▶ **The problem**
Isolate every line in the records below with "full" in it.

▶ **Data records**
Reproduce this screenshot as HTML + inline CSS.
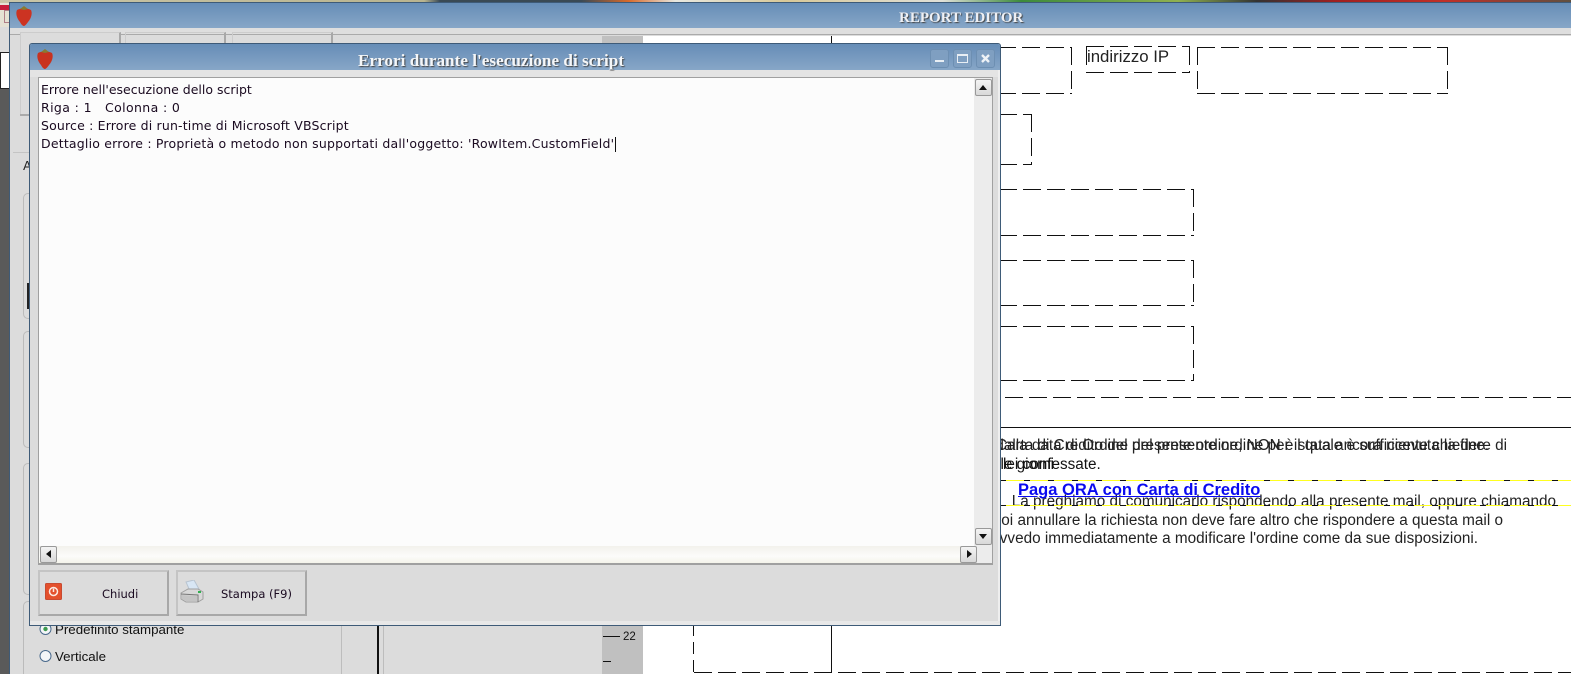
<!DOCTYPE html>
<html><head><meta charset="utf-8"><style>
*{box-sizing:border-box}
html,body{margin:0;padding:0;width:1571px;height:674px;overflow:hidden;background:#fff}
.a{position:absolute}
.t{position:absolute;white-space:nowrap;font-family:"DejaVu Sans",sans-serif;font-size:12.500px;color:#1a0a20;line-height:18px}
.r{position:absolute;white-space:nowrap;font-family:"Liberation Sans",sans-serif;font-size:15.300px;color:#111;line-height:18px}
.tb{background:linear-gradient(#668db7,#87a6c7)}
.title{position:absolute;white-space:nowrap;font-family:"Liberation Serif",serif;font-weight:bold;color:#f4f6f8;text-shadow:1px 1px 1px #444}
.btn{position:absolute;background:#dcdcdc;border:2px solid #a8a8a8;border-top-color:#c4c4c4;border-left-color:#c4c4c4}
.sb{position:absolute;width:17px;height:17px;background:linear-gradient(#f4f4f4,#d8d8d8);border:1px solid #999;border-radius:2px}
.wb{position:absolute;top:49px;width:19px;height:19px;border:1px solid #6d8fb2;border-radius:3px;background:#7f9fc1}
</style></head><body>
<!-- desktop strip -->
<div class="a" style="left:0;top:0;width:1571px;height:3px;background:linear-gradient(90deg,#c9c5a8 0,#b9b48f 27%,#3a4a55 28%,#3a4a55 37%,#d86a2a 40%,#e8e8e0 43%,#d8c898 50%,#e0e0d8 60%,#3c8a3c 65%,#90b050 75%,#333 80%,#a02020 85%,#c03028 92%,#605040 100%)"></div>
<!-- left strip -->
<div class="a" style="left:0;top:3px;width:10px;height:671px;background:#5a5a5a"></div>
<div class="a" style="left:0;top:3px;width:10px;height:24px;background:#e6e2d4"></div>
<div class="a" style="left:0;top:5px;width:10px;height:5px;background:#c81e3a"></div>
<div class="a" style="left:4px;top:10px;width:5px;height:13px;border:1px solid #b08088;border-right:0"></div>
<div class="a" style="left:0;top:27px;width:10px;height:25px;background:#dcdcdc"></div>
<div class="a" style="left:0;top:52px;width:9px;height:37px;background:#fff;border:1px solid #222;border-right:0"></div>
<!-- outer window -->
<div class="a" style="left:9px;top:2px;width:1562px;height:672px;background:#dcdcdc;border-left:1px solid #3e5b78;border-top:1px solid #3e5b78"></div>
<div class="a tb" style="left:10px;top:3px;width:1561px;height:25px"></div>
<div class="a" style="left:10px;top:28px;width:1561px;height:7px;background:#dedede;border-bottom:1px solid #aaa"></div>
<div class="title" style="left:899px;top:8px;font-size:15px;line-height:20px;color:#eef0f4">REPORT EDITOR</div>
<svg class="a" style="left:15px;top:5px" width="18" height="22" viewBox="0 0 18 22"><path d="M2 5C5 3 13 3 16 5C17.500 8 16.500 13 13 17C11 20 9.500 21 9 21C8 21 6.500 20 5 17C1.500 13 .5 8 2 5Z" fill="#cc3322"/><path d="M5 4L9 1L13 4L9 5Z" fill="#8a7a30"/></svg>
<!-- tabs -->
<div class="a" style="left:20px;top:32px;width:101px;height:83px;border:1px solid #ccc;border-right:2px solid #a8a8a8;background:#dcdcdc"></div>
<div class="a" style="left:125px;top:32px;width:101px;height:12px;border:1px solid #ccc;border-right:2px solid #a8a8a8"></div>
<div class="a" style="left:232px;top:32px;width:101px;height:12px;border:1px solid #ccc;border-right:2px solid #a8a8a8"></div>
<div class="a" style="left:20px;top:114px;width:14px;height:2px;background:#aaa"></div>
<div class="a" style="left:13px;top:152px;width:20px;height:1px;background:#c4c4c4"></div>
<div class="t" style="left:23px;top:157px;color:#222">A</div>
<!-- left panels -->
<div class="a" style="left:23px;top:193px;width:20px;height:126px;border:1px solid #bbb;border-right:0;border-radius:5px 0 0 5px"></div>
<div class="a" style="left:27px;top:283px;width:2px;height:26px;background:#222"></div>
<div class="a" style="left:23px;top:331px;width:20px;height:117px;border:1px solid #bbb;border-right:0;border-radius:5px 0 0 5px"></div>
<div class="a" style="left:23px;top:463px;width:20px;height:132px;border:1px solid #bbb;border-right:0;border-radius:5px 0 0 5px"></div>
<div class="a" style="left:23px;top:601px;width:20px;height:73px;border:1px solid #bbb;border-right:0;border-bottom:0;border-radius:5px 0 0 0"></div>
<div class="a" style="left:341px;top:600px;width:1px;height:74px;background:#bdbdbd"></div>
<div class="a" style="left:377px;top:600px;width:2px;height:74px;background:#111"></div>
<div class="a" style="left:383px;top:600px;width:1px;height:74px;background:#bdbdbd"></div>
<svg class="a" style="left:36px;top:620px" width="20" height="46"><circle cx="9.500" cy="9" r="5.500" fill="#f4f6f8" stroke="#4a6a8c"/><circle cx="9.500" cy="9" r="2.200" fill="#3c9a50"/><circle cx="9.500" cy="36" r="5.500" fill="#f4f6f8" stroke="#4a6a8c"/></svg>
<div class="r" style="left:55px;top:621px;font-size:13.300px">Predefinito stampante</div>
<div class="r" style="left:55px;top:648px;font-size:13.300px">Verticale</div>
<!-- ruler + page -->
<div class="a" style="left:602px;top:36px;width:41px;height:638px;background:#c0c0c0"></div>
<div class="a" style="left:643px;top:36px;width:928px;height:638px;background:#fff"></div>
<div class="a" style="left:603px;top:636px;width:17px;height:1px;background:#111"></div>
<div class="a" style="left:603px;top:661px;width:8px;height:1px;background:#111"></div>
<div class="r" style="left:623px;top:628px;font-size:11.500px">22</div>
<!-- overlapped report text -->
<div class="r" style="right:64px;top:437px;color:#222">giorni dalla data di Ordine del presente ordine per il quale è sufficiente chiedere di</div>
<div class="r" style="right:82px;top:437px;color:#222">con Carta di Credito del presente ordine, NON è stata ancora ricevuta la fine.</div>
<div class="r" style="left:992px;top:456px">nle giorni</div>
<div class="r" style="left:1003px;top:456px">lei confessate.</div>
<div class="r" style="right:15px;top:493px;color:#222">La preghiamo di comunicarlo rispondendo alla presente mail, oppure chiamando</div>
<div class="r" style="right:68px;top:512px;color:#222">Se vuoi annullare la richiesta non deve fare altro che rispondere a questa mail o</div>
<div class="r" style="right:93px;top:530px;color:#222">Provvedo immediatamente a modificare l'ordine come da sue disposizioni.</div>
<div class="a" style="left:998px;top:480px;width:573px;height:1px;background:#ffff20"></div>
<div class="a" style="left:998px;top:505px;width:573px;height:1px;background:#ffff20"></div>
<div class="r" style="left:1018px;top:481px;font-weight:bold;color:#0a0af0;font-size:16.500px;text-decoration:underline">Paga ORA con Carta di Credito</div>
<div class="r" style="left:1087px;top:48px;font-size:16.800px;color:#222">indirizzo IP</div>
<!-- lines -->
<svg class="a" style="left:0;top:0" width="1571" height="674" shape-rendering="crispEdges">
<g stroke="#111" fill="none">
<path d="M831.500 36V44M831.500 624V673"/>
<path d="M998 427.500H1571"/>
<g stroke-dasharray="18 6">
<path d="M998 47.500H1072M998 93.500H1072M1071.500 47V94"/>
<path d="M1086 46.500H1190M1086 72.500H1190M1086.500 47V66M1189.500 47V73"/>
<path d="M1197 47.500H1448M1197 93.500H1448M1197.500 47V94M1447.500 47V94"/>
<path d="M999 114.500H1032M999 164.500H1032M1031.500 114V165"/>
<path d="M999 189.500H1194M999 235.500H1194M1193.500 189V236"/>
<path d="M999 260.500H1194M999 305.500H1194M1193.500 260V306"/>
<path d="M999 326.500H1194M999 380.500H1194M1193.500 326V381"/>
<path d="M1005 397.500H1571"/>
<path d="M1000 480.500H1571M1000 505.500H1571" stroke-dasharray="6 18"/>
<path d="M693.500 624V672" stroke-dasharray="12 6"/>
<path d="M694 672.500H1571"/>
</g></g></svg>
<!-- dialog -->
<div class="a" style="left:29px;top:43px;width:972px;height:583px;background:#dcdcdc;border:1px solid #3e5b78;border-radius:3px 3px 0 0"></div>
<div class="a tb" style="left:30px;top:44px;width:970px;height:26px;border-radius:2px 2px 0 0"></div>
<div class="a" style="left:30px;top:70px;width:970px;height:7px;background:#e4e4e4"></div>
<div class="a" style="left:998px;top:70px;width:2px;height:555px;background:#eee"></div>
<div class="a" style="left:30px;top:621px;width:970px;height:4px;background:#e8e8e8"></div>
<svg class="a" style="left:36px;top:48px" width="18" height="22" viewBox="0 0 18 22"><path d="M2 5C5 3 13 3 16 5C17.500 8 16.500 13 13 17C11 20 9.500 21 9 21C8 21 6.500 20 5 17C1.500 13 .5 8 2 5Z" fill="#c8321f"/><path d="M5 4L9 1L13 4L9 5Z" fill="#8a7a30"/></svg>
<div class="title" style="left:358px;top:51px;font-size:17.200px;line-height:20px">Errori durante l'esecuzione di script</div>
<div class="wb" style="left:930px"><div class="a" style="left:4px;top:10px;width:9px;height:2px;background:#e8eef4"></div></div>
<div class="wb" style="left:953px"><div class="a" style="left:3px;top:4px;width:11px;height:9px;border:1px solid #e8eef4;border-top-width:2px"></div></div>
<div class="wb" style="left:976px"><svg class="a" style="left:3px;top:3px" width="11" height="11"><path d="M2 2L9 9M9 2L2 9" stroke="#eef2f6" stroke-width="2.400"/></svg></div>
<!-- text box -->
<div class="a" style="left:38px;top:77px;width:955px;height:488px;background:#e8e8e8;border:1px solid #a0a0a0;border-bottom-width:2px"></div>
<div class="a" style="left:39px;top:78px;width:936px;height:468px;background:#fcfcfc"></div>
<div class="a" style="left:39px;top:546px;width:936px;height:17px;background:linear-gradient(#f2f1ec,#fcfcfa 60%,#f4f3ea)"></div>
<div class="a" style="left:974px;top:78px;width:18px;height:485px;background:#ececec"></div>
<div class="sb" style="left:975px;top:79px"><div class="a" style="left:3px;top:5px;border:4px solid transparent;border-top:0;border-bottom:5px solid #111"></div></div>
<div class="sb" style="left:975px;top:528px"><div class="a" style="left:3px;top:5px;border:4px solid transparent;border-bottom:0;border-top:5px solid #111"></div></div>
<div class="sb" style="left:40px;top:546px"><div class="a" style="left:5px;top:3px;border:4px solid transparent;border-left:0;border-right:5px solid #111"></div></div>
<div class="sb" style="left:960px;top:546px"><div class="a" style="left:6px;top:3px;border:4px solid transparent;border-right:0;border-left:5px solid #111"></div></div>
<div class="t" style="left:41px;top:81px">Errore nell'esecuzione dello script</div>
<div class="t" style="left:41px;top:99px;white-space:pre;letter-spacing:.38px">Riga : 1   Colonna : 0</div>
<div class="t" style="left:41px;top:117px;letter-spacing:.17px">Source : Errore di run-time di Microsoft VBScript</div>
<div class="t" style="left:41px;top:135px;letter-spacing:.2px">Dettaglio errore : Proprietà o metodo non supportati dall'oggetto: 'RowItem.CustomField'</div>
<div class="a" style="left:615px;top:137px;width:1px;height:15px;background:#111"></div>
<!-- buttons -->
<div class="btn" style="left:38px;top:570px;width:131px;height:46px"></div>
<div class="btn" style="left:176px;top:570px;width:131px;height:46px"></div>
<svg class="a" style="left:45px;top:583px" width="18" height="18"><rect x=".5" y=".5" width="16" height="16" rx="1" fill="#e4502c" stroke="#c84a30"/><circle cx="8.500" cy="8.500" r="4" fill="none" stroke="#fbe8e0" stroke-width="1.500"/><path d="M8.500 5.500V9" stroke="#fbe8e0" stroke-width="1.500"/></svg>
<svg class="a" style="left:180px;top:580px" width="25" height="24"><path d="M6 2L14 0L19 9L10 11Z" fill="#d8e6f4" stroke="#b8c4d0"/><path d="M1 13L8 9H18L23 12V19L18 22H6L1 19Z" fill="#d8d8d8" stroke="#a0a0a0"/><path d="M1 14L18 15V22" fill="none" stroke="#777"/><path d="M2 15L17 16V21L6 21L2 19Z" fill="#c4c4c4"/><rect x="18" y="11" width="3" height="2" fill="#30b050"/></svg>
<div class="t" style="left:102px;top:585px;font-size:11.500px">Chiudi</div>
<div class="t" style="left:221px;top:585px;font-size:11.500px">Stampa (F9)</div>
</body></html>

--

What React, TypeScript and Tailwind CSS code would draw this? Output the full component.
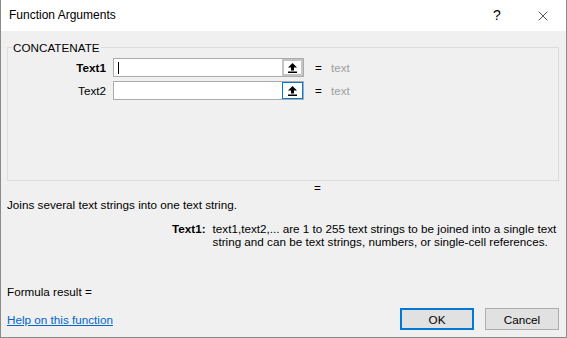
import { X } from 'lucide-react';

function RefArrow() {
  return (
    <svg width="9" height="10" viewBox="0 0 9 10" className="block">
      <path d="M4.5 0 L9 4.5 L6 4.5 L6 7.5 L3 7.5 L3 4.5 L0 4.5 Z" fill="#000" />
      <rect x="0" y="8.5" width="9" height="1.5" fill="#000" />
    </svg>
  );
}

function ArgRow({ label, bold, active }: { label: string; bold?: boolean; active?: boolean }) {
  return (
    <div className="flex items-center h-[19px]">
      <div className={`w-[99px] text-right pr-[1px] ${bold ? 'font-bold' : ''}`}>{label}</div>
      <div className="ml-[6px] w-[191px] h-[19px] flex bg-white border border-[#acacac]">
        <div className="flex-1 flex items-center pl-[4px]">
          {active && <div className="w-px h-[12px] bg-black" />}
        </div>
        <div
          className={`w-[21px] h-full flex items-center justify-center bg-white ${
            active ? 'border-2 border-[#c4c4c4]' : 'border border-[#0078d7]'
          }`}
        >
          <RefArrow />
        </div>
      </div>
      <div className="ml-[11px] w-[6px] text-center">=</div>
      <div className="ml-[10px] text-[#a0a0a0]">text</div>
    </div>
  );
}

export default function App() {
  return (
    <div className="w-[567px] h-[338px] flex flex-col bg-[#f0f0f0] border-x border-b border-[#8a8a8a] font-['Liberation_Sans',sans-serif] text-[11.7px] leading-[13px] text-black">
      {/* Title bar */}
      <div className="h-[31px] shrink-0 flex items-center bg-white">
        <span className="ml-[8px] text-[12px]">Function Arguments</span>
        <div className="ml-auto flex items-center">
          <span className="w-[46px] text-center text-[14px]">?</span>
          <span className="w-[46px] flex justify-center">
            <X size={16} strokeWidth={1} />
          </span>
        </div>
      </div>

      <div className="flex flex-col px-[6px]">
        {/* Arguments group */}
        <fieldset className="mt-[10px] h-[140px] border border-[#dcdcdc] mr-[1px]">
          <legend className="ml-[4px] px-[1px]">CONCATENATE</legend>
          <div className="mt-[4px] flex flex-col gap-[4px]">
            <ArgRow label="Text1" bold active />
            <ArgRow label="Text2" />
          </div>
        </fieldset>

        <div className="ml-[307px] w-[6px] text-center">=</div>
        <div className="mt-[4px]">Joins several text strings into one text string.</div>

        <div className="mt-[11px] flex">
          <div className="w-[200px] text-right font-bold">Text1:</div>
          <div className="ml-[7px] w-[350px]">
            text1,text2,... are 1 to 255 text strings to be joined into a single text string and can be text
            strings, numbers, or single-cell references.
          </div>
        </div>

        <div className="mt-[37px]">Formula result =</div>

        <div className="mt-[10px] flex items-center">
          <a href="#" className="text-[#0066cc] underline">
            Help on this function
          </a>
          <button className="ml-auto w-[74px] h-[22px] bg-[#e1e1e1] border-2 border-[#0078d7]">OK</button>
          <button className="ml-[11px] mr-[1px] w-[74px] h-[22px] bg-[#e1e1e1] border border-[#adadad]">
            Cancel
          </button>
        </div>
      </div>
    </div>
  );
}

▶ **Complete output**
What React, TypeScript and Tailwind CSS code would draw this? Output the full component.
          className={`w-[21px] h-full flex items-center justify-center bg-white ${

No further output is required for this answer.